### Exercise requirements
Repeat the records in full and exactly, omitting pictures.

(Code that builds pages)
--- Start ---
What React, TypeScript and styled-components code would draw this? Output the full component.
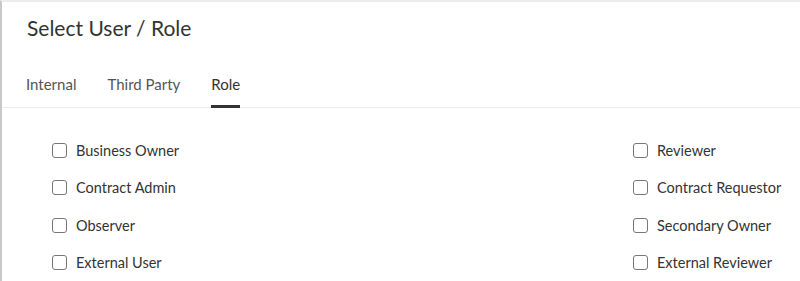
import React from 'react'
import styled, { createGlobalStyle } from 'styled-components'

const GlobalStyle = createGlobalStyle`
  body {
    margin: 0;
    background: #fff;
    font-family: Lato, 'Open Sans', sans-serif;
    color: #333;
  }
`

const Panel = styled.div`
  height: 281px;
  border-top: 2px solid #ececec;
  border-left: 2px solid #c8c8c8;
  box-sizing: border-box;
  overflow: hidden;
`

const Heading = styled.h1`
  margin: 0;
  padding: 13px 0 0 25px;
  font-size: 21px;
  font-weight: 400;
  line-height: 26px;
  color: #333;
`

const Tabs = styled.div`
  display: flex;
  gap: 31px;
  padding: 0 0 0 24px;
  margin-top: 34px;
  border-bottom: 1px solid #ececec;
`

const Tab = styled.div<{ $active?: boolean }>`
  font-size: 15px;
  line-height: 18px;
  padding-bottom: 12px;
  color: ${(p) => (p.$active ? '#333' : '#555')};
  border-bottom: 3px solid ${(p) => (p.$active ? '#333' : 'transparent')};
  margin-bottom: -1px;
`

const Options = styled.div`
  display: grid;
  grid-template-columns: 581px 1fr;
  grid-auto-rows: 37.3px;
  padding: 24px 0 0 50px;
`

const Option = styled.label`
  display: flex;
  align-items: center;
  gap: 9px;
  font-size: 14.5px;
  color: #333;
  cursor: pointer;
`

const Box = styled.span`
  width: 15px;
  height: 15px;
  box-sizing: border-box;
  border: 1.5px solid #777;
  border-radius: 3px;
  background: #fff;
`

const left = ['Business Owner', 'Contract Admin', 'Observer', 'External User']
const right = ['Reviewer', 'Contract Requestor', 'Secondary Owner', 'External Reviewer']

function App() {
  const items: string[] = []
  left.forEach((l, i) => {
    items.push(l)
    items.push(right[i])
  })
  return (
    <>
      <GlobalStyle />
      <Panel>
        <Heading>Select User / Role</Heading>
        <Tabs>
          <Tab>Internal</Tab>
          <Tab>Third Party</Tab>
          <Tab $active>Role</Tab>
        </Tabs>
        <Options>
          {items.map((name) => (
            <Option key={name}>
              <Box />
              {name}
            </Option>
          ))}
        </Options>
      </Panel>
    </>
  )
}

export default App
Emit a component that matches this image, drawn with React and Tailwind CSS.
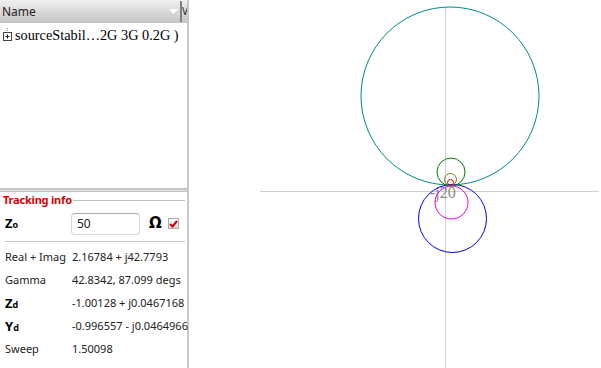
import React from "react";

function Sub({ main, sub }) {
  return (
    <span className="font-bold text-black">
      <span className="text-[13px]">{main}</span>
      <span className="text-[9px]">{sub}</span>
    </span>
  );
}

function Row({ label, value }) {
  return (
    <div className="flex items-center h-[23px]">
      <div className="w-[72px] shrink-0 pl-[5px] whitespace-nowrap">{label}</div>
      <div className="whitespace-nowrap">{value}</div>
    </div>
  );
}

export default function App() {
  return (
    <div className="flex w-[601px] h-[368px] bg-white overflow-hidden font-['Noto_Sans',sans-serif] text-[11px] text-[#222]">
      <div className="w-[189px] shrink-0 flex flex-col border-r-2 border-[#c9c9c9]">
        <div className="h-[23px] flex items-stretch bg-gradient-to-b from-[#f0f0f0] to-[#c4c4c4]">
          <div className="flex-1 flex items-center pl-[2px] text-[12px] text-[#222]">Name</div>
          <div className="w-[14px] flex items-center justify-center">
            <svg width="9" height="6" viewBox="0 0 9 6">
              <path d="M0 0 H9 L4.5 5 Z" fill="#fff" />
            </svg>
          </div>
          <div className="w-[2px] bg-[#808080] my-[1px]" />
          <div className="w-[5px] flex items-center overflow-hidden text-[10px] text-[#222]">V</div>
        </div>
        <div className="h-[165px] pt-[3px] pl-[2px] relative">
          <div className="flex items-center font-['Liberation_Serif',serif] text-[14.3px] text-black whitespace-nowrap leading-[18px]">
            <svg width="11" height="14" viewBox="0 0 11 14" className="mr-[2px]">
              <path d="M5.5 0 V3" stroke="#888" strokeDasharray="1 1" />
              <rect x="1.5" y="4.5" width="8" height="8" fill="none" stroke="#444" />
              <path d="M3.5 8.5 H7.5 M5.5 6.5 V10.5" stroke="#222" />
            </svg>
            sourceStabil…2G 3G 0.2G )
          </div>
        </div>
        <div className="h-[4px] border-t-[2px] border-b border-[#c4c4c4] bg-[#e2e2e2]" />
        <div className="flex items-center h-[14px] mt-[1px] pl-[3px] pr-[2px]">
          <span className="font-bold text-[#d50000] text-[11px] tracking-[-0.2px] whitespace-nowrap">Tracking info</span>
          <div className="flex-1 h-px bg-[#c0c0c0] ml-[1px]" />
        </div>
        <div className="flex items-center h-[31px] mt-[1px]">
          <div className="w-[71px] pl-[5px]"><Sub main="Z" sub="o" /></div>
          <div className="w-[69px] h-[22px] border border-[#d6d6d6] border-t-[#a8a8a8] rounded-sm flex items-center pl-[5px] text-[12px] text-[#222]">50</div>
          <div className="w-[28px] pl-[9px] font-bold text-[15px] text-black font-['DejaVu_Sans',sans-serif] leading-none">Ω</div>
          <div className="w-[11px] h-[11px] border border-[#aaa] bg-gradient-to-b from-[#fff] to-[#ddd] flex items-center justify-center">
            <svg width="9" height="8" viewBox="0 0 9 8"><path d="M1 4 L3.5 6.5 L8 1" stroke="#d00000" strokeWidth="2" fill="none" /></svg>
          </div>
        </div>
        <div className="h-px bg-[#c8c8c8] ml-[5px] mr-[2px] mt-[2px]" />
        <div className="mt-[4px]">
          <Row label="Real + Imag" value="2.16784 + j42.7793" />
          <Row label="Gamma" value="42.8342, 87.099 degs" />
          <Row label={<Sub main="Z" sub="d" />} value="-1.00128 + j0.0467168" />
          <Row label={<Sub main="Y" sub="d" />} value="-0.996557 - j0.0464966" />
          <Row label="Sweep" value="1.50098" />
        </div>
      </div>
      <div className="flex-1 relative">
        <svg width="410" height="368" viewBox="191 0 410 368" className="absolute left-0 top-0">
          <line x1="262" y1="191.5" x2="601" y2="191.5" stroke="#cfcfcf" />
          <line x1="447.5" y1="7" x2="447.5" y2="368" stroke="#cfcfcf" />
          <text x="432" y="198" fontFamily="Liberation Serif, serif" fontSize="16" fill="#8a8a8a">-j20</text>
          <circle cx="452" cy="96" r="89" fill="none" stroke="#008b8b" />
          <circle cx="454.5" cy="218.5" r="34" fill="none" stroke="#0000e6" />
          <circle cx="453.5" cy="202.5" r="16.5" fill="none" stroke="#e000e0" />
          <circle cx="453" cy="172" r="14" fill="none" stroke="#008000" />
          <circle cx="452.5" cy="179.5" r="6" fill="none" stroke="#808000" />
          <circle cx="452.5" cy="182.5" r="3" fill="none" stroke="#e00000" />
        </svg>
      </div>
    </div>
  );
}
--- End ---
### Solved problem
What React, TypeScript and styled-components code would draw this? Output the full component.
import React from 'react'
import styled, { createGlobalStyle } from 'styled-components'

const GlobalStyle = createGlobalStyle`
  body {
    margin: 0;
    background: #fff;
    font-family: Lato, 'Open Sans', sans-serif;
    color: #333;
  }
`

const Panel = styled.div`
  height: 281px;
  border-top: 2px solid #ececec;
  border-left: 2px solid #c8c8c8;
  box-sizing: border-box;
  overflow: hidden;
`

const Heading = styled.h1`
  margin: 0;
  padding: 13px 0 0 25px;
  font-size: 21px;
  font-weight: 400;
  line-height: 26px;
  color: #333;
`

const Tabs = styled.div`
  display: flex;
  gap: 31px;
  padding: 0 0 0 24px;
  margin-top: 34px;
  border-bottom: 1px solid #ececec;
`

const Tab = styled.div<{ $active?: boolean }>`
  font-size: 15px;
  line-height: 18px;
  padding-bottom: 12px;
  color: ${(p) => (p.$active ? '#333' : '#555')};
  border-bottom: 3px solid ${(p) => (p.$active ? '#333' : 'transparent')};
  margin-bottom: -1px;
`

const Options = styled.div`
  display: grid;
  grid-template-columns: 581px 1fr;
  grid-auto-rows: 37.3px;
  padding: 24px 0 0 50px;
`

const Option = styled.label`
  display: flex;
  align-items: center;
  gap: 9px;
  font-size: 14.5px;
  color: #333;
  cursor: pointer;
`

const Box = styled.span`
  width: 15px;
  height: 15px;
  box-sizing: border-box;
  border: 1.5px solid #777;
  border-radius: 3px;
  background: #fff;
`

const left = ['Business Owner', 'Contract Admin', 'Observer', 'External User']
const right = ['Reviewer', 'Contract Requestor', 'Secondary Owner', 'External Reviewer']

function App() {
  const items: string[] = []
  left.forEach((l, i) => {
    items.push(l)
    items.push(right[i])
  })
  return (
    <>
      <GlobalStyle />
      <Panel>
        <Heading>Select User / Role</Heading>
        <Tabs>
          <Tab>Internal</Tab>
          <Tab>Third Party</Tab>
          <Tab $active>Role</Tab>
        </Tabs>
        <Options>
          {items.map((name) => (
            <Option key={name}>
              <Box />
              {name}
            </Option>
          ))}
        </Options>
      </Panel>
    </>
  )
}

export default App
Emit a component that matches this image, drawn with React and Tailwind CSS.
import React from "react";

function Sub({ main, sub }) {
  return (
    <span className="font-bold text-black">
      <span className="text-[13px]">{main}</span>
      <span className="text-[9px]">{sub}</span>
    </span>
  );
}

function Row({ label, value }) {
  return (
    <div className="flex items-center h-[23px]">
      <div className="w-[72px] shrink-0 pl-[5px] whitespace-nowrap">{label}</div>
      <div className="whitespace-nowrap">{value}</div>
    </div>
  );
}

export default function App() {
  return (
    <div className="flex w-[601px] h-[368px] bg-white overflow-hidden font-['Noto_Sans',sans-serif] text-[11px] text-[#222]">
      <div className="w-[189px] shrink-0 flex flex-col border-r-2 border-[#c9c9c9]">
        <div className="h-[23px] flex items-stretch bg-gradient-to-b from-[#f0f0f0] to-[#c4c4c4]">
          <div className="flex-1 flex items-center pl-[2px] text-[12px] text-[#222]">Name</div>
          <div className="w-[14px] flex items-center justify-center">
            <svg width="9" height="6" viewBox="0 0 9 6">
              <path d="M0 0 H9 L4.5 5 Z" fill="#fff" />
            </svg>
          </div>
          <div className="w-[2px] bg-[#808080] my-[1px]" />
          <div className="w-[5px] flex items-center overflow-hidden text-[10px] text-[#222]">V</div>
        </div>
        <div className="h-[165px] pt-[3px] pl-[2px] relative">
          <div className="flex items-center font-['Liberation_Serif',serif] text-[14.3px] text-black whitespace-nowrap leading-[18px]">
            <svg width="11" height="14" viewBox="0 0 11 14" className="mr-[2px]">
              <path d="M5.5 0 V3" stroke="#888" strokeDasharray="1 1" />
              <rect x="1.5" y="4.5" width="8" height="8" fill="none" stroke="#444" />
              <path d="M3.5 8.5 H7.5 M5.5 6.5 V10.5" stroke="#222" />
            </svg>
            sourceStabil…2G 3G 0.2G )
          </div>
        </div>
        <div className="h-[4px] border-t-[2px] border-b border-[#c4c4c4] bg-[#e2e2e2]" />
        <div className="flex items-center h-[14px] mt-[1px] pl-[3px] pr-[2px]">
          <span className="font-bold text-[#d50000] text-[11px] tracking-[-0.2px] whitespace-nowrap">Tracking info</span>
          <div className="flex-1 h-px bg-[#c0c0c0] ml-[1px]" />
        </div>
        <div className="flex items-center h-[31px] mt-[1px]">
          <div className="w-[71px] pl-[5px]"><Sub main="Z" sub="o" /></div>
          <div className="w-[69px] h-[22px] border border-[#d6d6d6] border-t-[#a8a8a8] rounded-sm flex items-center pl-[5px] text-[12px] text-[#222]">50</div>
          <div className="w-[28px] pl-[9px] font-bold text-[15px] text-black font-['DejaVu_Sans',sans-serif] leading-none">Ω</div>
          <div className="w-[11px] h-[11px] border border-[#aaa] bg-gradient-to-b from-[#fff] to-[#ddd] flex items-center justify-center">
            <svg width="9" height="8" viewBox="0 0 9 8"><path d="M1 4 L3.5 6.5 L8 1" stroke="#d00000" strokeWidth="2" fill="none" /></svg>
          </div>
        </div>
        <div className="h-px bg-[#c8c8c8] ml-[5px] mr-[2px] mt-[2px]" />
        <div className="mt-[4px]">
          <Row label="Real + Imag" value="2.16784 + j42.7793" />
          <Row label="Gamma" value="42.8342, 87.099 degs" />
          <Row label={<Sub main="Z" sub="d" />} value="-1.00128 + j0.0467168" />
          <Row label={<Sub main="Y" sub="d" />} value="-0.996557 - j0.0464966" />
          <Row label="Sweep" value="1.50098" />
        </div>
      </div>
      <div className="flex-1 relative">
        <svg width="410" height="368" viewBox="191 0 410 368" className="absolute left-0 top-0">
          <line x1="262" y1="191.5" x2="601" y2="191.5" stroke="#cfcfcf" />
          <line x1="447.5" y1="7" x2="447.5" y2="368" stroke="#cfcfcf" />
          <text x="432" y="198" fontFamily="Liberation Serif, serif" fontSize="16" fill="#8a8a8a">-j20</text>
          <circle cx="452" cy="96" r="89" fill="none" stroke="#008b8b" />
          <circle cx="454.5" cy="218.5" r="34" fill="none" stroke="#0000e6" />
          <circle cx="453.5" cy="202.5" r="16.5" fill="none" stroke="#e000e0" />
          <circle cx="453" cy="172" r="14" fill="none" stroke="#008000" />
          <circle cx="452.5" cy="179.5" r="6" fill="none" stroke="#808000" />
          <circle cx="452.5" cy="182.5" r="3" fill="none" stroke="#e00000" />
        </svg>
      </div>
    </div>
  );
}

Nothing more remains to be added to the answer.